Bene, adesso che sai come cercare il tuo talento, sta a te scoprirlo e farlo brillare. Ma ora come possiamo far combaciare la necessità di avere un lavoro in un mercato lavorativo complesso con la voglia di mettere in gioco il nostro talento e farne un mestiere?
In una recente indagine di Adecco Group emerge che ben 7 intervistati su 10 dicono di non lavorare nell’azienda dei sogni. Per il 30% dei referenti HR sarebbe proprio la possibilità di poter esprimere il proprio talento ad essere in grado di trasformare un semplice posto di lavoro nell’azienda dei sogni.

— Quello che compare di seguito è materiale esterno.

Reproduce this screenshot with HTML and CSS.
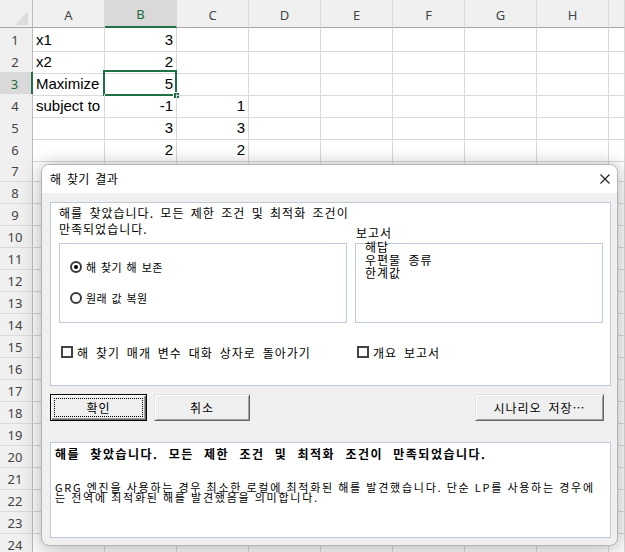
FILE: index.html
```html
<!DOCTYPE html>
<html lang="ko">
<head>
<meta charset="utf-8">
<title>해 찾기 결과</title>
<link rel="stylesheet" href="styles.css">
</head>
<body>
<div class="sheet">
  <div class="row head">
    <div class="corner"><svg width="32" height="27" viewBox="0 0 32 27"><polygon points="15,25 28,25 28,11" fill="#dcdcdc"/></svg></div>
    <div class="ch">A</div><div class="ch on">B</div><div class="ch">C</div><div class="ch">D</div><div class="ch">E</div><div class="ch">F</div><div class="ch">G</div><div class="ch">H</div><div class="ch"></div>
  </div>
  <div class="row"><div class="rh">1</div><div class="c">x1</div><div class="c n">3</div><div class="c"></div><div class="c"></div><div class="c"></div><div class="c"></div><div class="c"></div><div class="c"></div><div class="c"></div></div>
  <div class="row"><div class="rh">2</div><div class="c">x2</div><div class="c n">2</div><div class="c"></div><div class="c"></div><div class="c"></div><div class="c"></div><div class="c"></div><div class="c"></div><div class="c"></div></div>
  <div class="row"><div class="rh on">3</div><div class="c">Maximize</div><div class="c n active">5<span class="selbox"></span><span class="handle"></span></div><div class="c"></div><div class="c"></div><div class="c"></div><div class="c"></div><div class="c"></div><div class="c"></div><div class="c"></div></div>
  <div class="row"><div class="rh">4</div><div class="c">subject to</div><div class="c n">-1</div><div class="c n">1</div><div class="c"></div><div class="c"></div><div class="c"></div><div class="c"></div><div class="c"></div><div class="c"></div></div>
  <div class="row"><div class="rh">5</div><div class="c"></div><div class="c n">3</div><div class="c n">3</div><div class="c"></div><div class="c"></div><div class="c"></div><div class="c"></div><div class="c"></div><div class="c"></div></div>
  <div class="row"><div class="rh">6</div><div class="c"></div><div class="c n">2</div><div class="c n">2</div><div class="c"></div><div class="c"></div><div class="c"></div><div class="c"></div><div class="c"></div><div class="c"></div></div>
  <div class="row"><div class="rh">7</div><div class="c"></div><div class="c"></div><div class="c"></div><div class="c"></div><div class="c"></div><div class="c"></div><div class="c"></div><div class="c"></div><div class="c"></div></div>
  <div class="row"><div class="rh">8</div><div class="c"></div><div class="c"></div><div class="c"></div><div class="c"></div><div class="c"></div><div class="c"></div><div class="c"></div><div class="c"></div><div class="c"></div></div>
  <div class="row"><div class="rh">9</div><div class="c"></div><div class="c"></div><div class="c"></div><div class="c"></div><div class="c"></div><div class="c"></div><div class="c"></div><div class="c"></div><div class="c"></div></div>
  <div class="row"><div class="rh">10</div><div class="c"></div><div class="c"></div><div class="c"></div><div class="c"></div><div class="c"></div><div class="c"></div><div class="c"></div><div class="c"></div><div class="c"></div></div>
  <div class="row"><div class="rh">11</div><div class="c"></div><div class="c"></div><div class="c"></div><div class="c"></div><div class="c"></div><div class="c"></div><div class="c"></div><div class="c"></div><div class="c"></div></div>
  <div class="row"><div class="rh">12</div><div class="c"></div><div class="c"></div><div class="c"></div><div class="c"></div><div class="c"></div><div class="c"></div><div class="c"></div><div class="c"></div><div class="c"></div></div>
  <div class="row"><div class="rh">13</div><div class="c"></div><div class="c"></div><div class="c"></div><div class="c"></div><div class="c"></div><div class="c"></div><div class="c"></div><div class="c"></div><div class="c"></div></div>
  <div class="row"><div class="rh">14</div><div class="c"></div><div class="c"></div><div class="c"></div><div class="c"></div><div class="c"></div><div class="c"></div><div class="c"></div><div class="c"></div><div class="c"></div></div>
  <div class="row"><div class="rh">15</div><div class="c"></div><div class="c"></div><div class="c"></div><div class="c"></div><div class="c"></div><div class="c"></div><div class="c"></div><div class="c"></div><div class="c"></div></div>
  <div class="row"><div class="rh">16</div><div class="c"></div><div class="c"></div><div class="c"></div><div class="c"></div><div class="c"></div><div class="c"></div><div class="c"></div><div class="c"></div><div class="c"></div></div>
  <div class="row"><div class="rh">17</div><div class="c"></div><div class="c"></div><div class="c"></div><div class="c"></div><div class="c"></div><div class="c"></div><div class="c"></div><div class="c"></div><div class="c"></div></div>
  <div class="row"><div class="rh">18</div><div class="c"></div><div class="c"></div><div class="c"></div><div class="c"></div><div class="c"></div><div class="c"></div><div class="c"></div><div class="c"></div><div class="c"></div></div>
  <div class="row"><div class="rh">19</div><div class="c"></div><div class="c"></div><div class="c"></div><div class="c"></div><div class="c"></div><div class="c"></div><div class="c"></div><div class="c"></div><div class="c"></div></div>
  <div class="row"><div class="rh">20</div><div class="c"></div><div class="c"></div><div class="c"></div><div class="c"></div><div class="c"></div><div class="c"></div><div class="c"></div><div class="c"></div><div class="c"></div></div>
  <div class="row"><div class="rh">21</div><div class="c"></div><div class="c"></div><div class="c"></div><div class="c"></div><div class="c"></div><div class="c"></div><div class="c"></div><div class="c"></div><div class="c"></div></div>
  <div class="row"><div class="rh">22</div><div class="c"></div><div class="c"></div><div class="c"></div><div class="c"></div><div class="c"></div><div class="c"></div><div class="c"></div><div class="c"></div><div class="c"></div></div>
  <div class="row"><div class="rh">23</div><div class="c"></div><div class="c"></div><div class="c"></div><div class="c"></div><div class="c"></div><div class="c"></div><div class="c"></div><div class="c"></div><div class="c"></div></div>
  <div class="row"><div class="rh">24</div><div class="c"></div><div class="c"></div><div class="c"></div><div class="c"></div><div class="c"></div><div class="c"></div><div class="c"></div><div class="c"></div><div class="c"></div></div>
</div>

<div class="dialog">
  <div class="titlebar">
    <span class="title">해 찾기 결과</span>
    <svg class="close" width="10" height="10" viewBox="0 0 10 10"><path d="M0.5 0.5L9.5 9.5M9.5 0.5L0.5 9.5" stroke="#1f1f1f" stroke-width="1.1" fill="none"/></svg>
  </div>
  <div class="dbody">
    <div class="panel main">
      <p class="msg">해를 찾았습니다. 모든 제한 조건 및 최적화 조건이<br>만족되었습니다.</p>
      <div class="rlabel">보고서</div>
      <div class="group">
        <div class="radio"><span class="rb on"></span>해 찾기 해 보존</div>
        <div class="radio"><span class="rb"></span>원래 값 복원</div>
      </div>
      <ul class="list">
        <li>해답</li>
        <li>우편물 종류</li>
        <li>한계값</li>
      </ul>
      <div class="chk"><span class="cb"></span>해 찾기 매개 변수 대화 상자로 돌아가기</div>
      <div class="chk"><span class="cb"></span>개요 보고서</div>
    </div>
    <div class="buttons">
      <button class="btn default"><span class="focus">확인</span></button>
      <button class="btn">취소</button>
      <button class="btn wide">시나리오 저장…</button>
    </div>
    <div class="panel result">
      <p class="res-title">해를 찾았습니다. 모든 제한 조건 및 최적화 조건이 만족되었습니다.</p>
      <p class="res-body">GRG 엔진을 사용하는 경우 최소한 로컬에 최적화된 해를 발견했습니다. 단순 LP를 사용하는 경우에<br>는 전역에 최적화된 해를 발견했음을 의미합니다.</p>
    </div>
  </div>
</div>
</body>
</html>
```

FILE: styles.css
```css
* { box-sizing: border-box; }
html, body { margin: 0; padding: 0; }
body {
  width: 625px;
  height: 552px;
  overflow: hidden;
  position: relative;
  background: #fff;
  font-family: "Liberation Sans", Arial, sans-serif;
}

/* ---------- spreadsheet ---------- */
.sheet { display: flex; flex-direction: column; }
.row {
  display: grid;
  grid-template-columns: 33px repeat(8, 72px) 1fr;
  height: 22px;
}
.row > div {
  border-right: 1px solid #dadada;
  border-bottom: 1px solid #dadada;
}
.row.head { height: 28px; background: #f0f0f0; }
.row.head > div { border-bottom-color: #a6a6a6; }
.corner { border-right-color: #bcbcbc !important; }
.corner svg { display: block; }
.ch {
  font: 13px "Noto Sans", sans-serif;
  color: #444;
  display: flex;
  align-items: center;
  justify-content: center;
  padding-top: 2px;
}
.ch.on {
  background: #d9d9d9;
  color: #1e6b40;
  border-bottom: 2px solid #217346 !important;
}
.rh {
  background: #f0f0f0;
  border-right-color: #bcbcbc !important;
  font: 13px "Noto Sans", sans-serif;
  color: #444;
  display: flex;
  align-items: center;
  justify-content: center;
  padding-right: 2px;
}
.rh.on {
  background: #d9d9d9;
  color: #1e6b40;
  border-right: 2px solid #217346 !important;
}
.c {
  font-size: 15px;
  line-height: 23px;
  padding: 0 3px;
  color: #000;
  white-space: nowrap;
  position: relative;
}
.c.n { text-align: right; }
.selbox {
  position: absolute;
  left: -2px;
  top: -2px;
  right: -1px;
  bottom: -1px;
  border: 2px solid #1e7145;
}
.handle {
  position: absolute;
  right: -4px;
  bottom: -4px;
  width: 7px;
  height: 7px;
  background: #1e7145;
  border: 1px solid #fff;
}

/* ---------- dialog ---------- */
.dialog {
  position: absolute;
  left: 41px;
  top: 164px;
  width: 577px;
  height: 382px;
  border: 1px solid #b4b4b4;
  border-radius: 8px;
  background: #f0f0f0;
  box-shadow: 0 0 16px rgba(0, 0, 0, 0.2), 0 8px 28px rgba(0, 0, 0, 0.14);
  overflow: hidden;
  display: flex;
  flex-direction: column;
  font-family: "Noto Sans CJK KR", sans-serif;
  font-size: 12px;
  letter-spacing: 1px;
  word-spacing: 2.5px;
  color: #000;
}
.titlebar {
  flex: none;
  height: 28px;
  background: #fff;
  display: flex;
  align-items: center;
  justify-content: space-between;
  padding: 0 7px 0 8px;
}
.title { line-height: 16px; letter-spacing: 0.3px; word-spacing: 2px; }
.close { display: block; }

.dbody {
  flex: 1;
  display: flex;
  flex-direction: column;
  padding: 9px 6px 7px 8px;
}
.panel { background: #fff; border: 1px solid #bfcbd8; }

.main {
  height: 184px;
  padding: 0 5px 0 8px;
  display: grid;
  grid-template-columns: 288px 248px;
  grid-template-rows: 40px 80px auto;
  column-gap: 8px;
}
.msg {
  margin: 0;
  padding-top: 2px;
  line-height: 16px;
  word-spacing: 2px;
  white-space: nowrap;
}
.rlabel {
  align-self: end;
  margin-bottom: 2px;
  padding-left: 1px;
  line-height: 16px;
}
.group {
  border: 1px solid #bfcbd8;
  padding: 15px 0 0 10px;
  display: flex;
  flex-direction: column;
  gap: 15px;
}
.radio {
  display: flex;
  align-items: center;
  height: 16px;
  font-size: 11px;
  letter-spacing: 0.3px;
  word-spacing: 1.3px;
  white-space: nowrap;
}
.rb {
  flex: none;
  width: 12px;
  height: 12px;
  border: 2px solid #3a3a3a;
  border-radius: 50%;
  background: #fff;
  margin-right: 4px;
  position: relative;
}
.rb.on::after {
  content: "";
  position: absolute;
  left: 2px;
  top: 2px;
  width: 4px;
  height: 4px;
  border-radius: 50%;
  background: #000;
}
.list {
  margin: 0;
  padding: 0 0 0 9px;
  list-style: none;
  border: 1px solid #bfcbd8;
  word-spacing: 3px;
}
.list li { line-height: 13px; white-space: nowrap; }
.list li:first-child { margin-top: -4px; }

.chk {
  display: flex;
  align-items: center;
  height: 16px;
  margin-top: 21px;
  padding-left: 2px;
  white-space: nowrap;
}
.cb {
  flex: none;
  width: 12px;
  height: 12px;
  border: 2px solid #444;
  background: #fff;
  margin-right: 4px;
}

.buttons {
  flex: none;
  display: flex;
  gap: 7px;
  margin-top: 8px;
  height: 27px;
}
.btn {
  width: 96px;
  height: 27px;
  padding: 0;
  font-family: "Noto Sans CJK KR", sans-serif;
  font-size: 12px;
  letter-spacing: 1px;
  word-spacing: 2.5px;
  color: #000;
  background: #efefef;
  border: 1px solid;
  border-color: #e3e3e3 #646464 #646464 #e3e3e3;
  box-shadow: inset 1px 1px #fff, inset -1px -1px #a0a0a0;
  display: flex;
  align-items: center;
  justify-content: center;
}
.btn.default {
  width: 97px;
  border-color: #000;
  box-shadow: inset 1px 1px #fff, inset -1px -1px #646464, inset -2px -2px #a0a0a0;
  padding: 3px;
}
.focus {
  width: 100%;
  height: 100%;
  border: 1px dotted #000;
  display: flex;
  align-items: center;
  justify-content: center;
}
.btn.wide { width: 129px; margin-left: auto; margin-right: 7px; }

.result {
  flex: none;
  height: 96px;
  margin-top: 21px;
  padding: 3px 4px 0 4px;
}
.res-title {
  margin: 0;
  font-weight: bold;
  line-height: 16px;
  letter-spacing: 1.5px;
  word-spacing: 5.4px;
  white-space: nowrap;
}
.res-body {
  margin: 20px 0 0;
  font-size: 11px;
  line-height: 10px;
  letter-spacing: 1.75px;
  word-spacing: -0.5px;
  white-space: nowrap;
}
```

Quello che notiamo lavorando con le persone – nel loro percorso di riposizionamento nel mondo del lavoro – è che quello che davvero cercano è un ambiente sano, in cui il rispetto della persona e dei suoi talenti sia concreto e senza distinzioni. Talento e passione suscitano energia nei lavoratori che, sentendosi davvero valorizzati, sono spinti a dare il meglio per la loro azienda perché la sentono davvero propria e quindi si sentono responsabili di un bene comune a cui vogliono contribuire: questo crea un circolo virtuoso di reale beneficio, sia per l’azienda che per il collaboratore. Al contrario, l’omologazione, il non rispetto, l’isolamento, la discriminazione rendono il lavoratore svogliato, indifferente, arrabbiato, in alcuni casi (molti…) anche depresso.
Ma come si possono, allora, valorizzare i talenti dei propri dipendenti?
Innanzitutto, parlando con loro e conoscendo le loro attitudini. Si possono creare momenti di workshop, di condivisione, di ascolto reciproco e di coaching, nei quali smascherare i meravigliosi talenti che si nascondono dietro a quella “segretaria acida” o a quel “tecnico solitario”: bisogna metterli nelle condizioni di poter esprimere loro stessi, per poter essere la persona giusta al momento giusto, in un clima che accetta la diversità.
Imprenditori, responsabili delle risorse umane, capi reparto, team leader, hanno una responsabilità enorme: rendere felici le persone con le quali lavorano, valorizzando i loro talenti. È un “peso” in più, ma che in termini di valore – come nella parabola – vi verrà restituito raddoppiato.